### REQUIREMENTS
Every line of the material is to be quoted verbatim, minus the pictures.

--- Start MATERIAL ---

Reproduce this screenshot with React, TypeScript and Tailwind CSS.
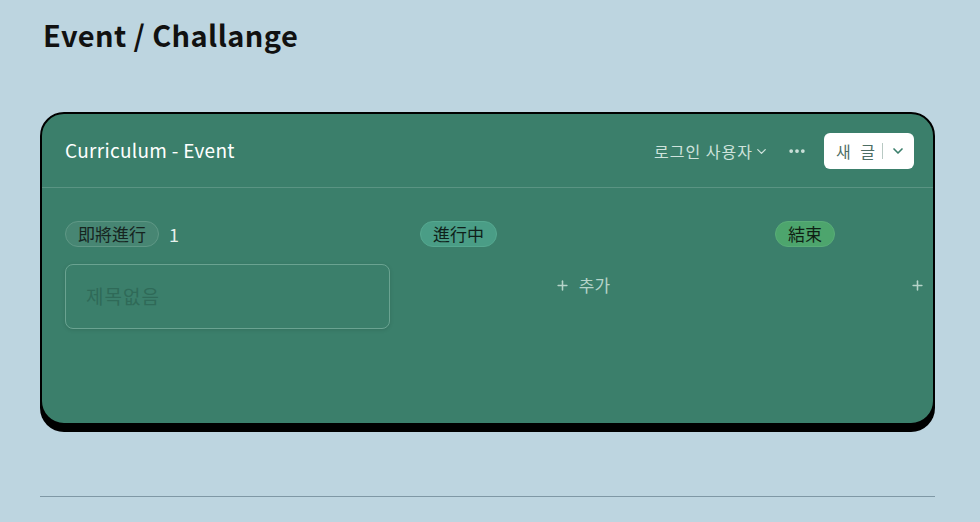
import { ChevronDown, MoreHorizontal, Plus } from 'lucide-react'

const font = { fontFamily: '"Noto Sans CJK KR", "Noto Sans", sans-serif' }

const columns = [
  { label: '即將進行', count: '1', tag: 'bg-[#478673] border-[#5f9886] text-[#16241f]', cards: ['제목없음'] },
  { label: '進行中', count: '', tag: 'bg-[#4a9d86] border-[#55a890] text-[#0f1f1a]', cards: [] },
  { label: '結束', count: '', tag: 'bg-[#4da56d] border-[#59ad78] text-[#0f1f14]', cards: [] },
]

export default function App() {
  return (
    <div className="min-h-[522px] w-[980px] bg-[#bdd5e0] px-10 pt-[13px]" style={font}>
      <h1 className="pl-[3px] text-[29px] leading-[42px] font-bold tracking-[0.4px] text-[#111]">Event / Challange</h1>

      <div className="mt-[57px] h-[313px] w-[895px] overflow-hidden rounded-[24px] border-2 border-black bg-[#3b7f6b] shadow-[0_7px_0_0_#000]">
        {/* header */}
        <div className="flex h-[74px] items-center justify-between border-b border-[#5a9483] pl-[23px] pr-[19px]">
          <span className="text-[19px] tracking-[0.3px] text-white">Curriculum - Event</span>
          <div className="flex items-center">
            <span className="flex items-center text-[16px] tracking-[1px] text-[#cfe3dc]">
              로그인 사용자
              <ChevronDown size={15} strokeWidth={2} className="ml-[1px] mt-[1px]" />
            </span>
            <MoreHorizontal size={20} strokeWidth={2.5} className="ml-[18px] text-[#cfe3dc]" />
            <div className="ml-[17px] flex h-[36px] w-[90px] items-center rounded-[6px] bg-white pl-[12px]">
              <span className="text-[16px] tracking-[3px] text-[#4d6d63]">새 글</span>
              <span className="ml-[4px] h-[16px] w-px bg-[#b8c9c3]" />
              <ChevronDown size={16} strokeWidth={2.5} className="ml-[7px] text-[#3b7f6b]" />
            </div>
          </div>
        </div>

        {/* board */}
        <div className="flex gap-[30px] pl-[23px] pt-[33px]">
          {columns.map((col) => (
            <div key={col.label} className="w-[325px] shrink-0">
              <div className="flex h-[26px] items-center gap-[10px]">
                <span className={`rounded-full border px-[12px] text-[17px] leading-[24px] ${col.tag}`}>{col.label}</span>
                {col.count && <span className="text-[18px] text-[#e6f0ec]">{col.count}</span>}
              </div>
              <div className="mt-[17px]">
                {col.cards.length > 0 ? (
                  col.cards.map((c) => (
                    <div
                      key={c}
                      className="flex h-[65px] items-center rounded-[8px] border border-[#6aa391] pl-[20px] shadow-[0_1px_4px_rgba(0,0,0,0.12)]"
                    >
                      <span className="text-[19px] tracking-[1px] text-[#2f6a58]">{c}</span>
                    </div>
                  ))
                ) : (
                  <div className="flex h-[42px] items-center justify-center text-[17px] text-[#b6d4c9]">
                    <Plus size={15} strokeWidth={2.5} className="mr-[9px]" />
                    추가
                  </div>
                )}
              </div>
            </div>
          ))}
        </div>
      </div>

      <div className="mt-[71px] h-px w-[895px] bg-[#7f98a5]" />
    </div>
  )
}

--- End MATERIAL ---

### OUTPUT OF THE TASK
Reproduce this screenshot with React, TypeScript and Tailwind CSS.
import { ChevronDown, MoreHorizontal, Plus } from 'lucide-react'

const font = { fontFamily: '"Noto Sans CJK KR", "Noto Sans", sans-serif' }

const columns = [
  { label: '即將進行', count: '1', tag: 'bg-[#478673] border-[#5f9886] text-[#16241f]', cards: ['제목없음'] },
  { label: '進行中', count: '', tag: 'bg-[#4a9d86] border-[#55a890] text-[#0f1f1a]', cards: [] },
  { label: '結束', count: '', tag: 'bg-[#4da56d] border-[#59ad78] text-[#0f1f14]', cards: [] },
]

export default function App() {
  return (
    <div className="min-h-[522px] w-[980px] bg-[#bdd5e0] px-10 pt-[13px]" style={font}>
      <h1 className="pl-[3px] text-[29px] leading-[42px] font-bold tracking-[0.4px] text-[#111]">Event / Challange</h1>

      <div className="mt-[57px] h-[313px] w-[895px] overflow-hidden rounded-[24px] border-2 border-black bg-[#3b7f6b] shadow-[0_7px_0_0_#000]">
        {/* header */}
        <div className="flex h-[74px] items-center justify-between border-b border-[#5a9483] pl-[23px] pr-[19px]">
          <span className="text-[19px] tracking-[0.3px] text-white">Curriculum - Event</span>
          <div className="flex items-center">
            <span className="flex items-center text-[16px] tracking-[1px] text-[#cfe3dc]">
              로그인 사용자
              <ChevronDown size={15} strokeWidth={2} className="ml-[1px] mt-[1px]" />
            </span>
            <MoreHorizontal size={20} strokeWidth={2.5} className="ml-[18px] text-[#cfe3dc]" />
            <div className="ml-[17px] flex h-[36px] w-[90px] items-center rounded-[6px] bg-white pl-[12px]">
              <span className="text-[16px] tracking-[3px] text-[#4d6d63]">새 글</span>
              <span className="ml-[4px] h-[16px] w-px bg-[#b8c9c3]" />
              <ChevronDown size={16} strokeWidth={2.5} className="ml-[7px] text-[#3b7f6b]" />
            </div>
          </div>
        </div>

        {/* board */}
        <div className="flex gap-[30px] pl-[23px] pt-[33px]">
          {columns.map((col) => (
            <div key={col.label} className="w-[325px] shrink-0">
              <div className="flex h-[26px] items-center gap-[10px]">
                <span className={`rounded-full border px-[12px] text-[17px] leading-[24px] ${col.tag}`}>{col.label}</span>
                {col.count && <span className="text-[18px] text-[#e6f0ec]">{col.count}</span>}
              </div>
              <div className="mt-[17px]">
                {col.cards.length > 0 ? (
                  col.cards.map((c) => (
                    <div
                      key={c}
                      className="flex h-[65px] items-center rounded-[8px] border border-[#6aa391] pl-[20px] shadow-[0_1px_4px_rgba(0,0,0,0.12)]"
                    >
                      <span className="text-[19px] tracking-[1px] text-[#2f6a58]">{c}</span>
                    </div>
                  ))
                ) : (
                  <div className="flex h-[42px] items-center justify-center text-[17px] text-[#b6d4c9]">
                    <Plus size={15} strokeWidth={2.5} className="mr-[9px]" />
                    추가
                  </div>
                )}
              </div>
            </div>
          ))}
        </div>
      </div>

      <div className="mt-[71px] h-px w-[895px] bg-[#7f98a5]" />
    </div>
  )
}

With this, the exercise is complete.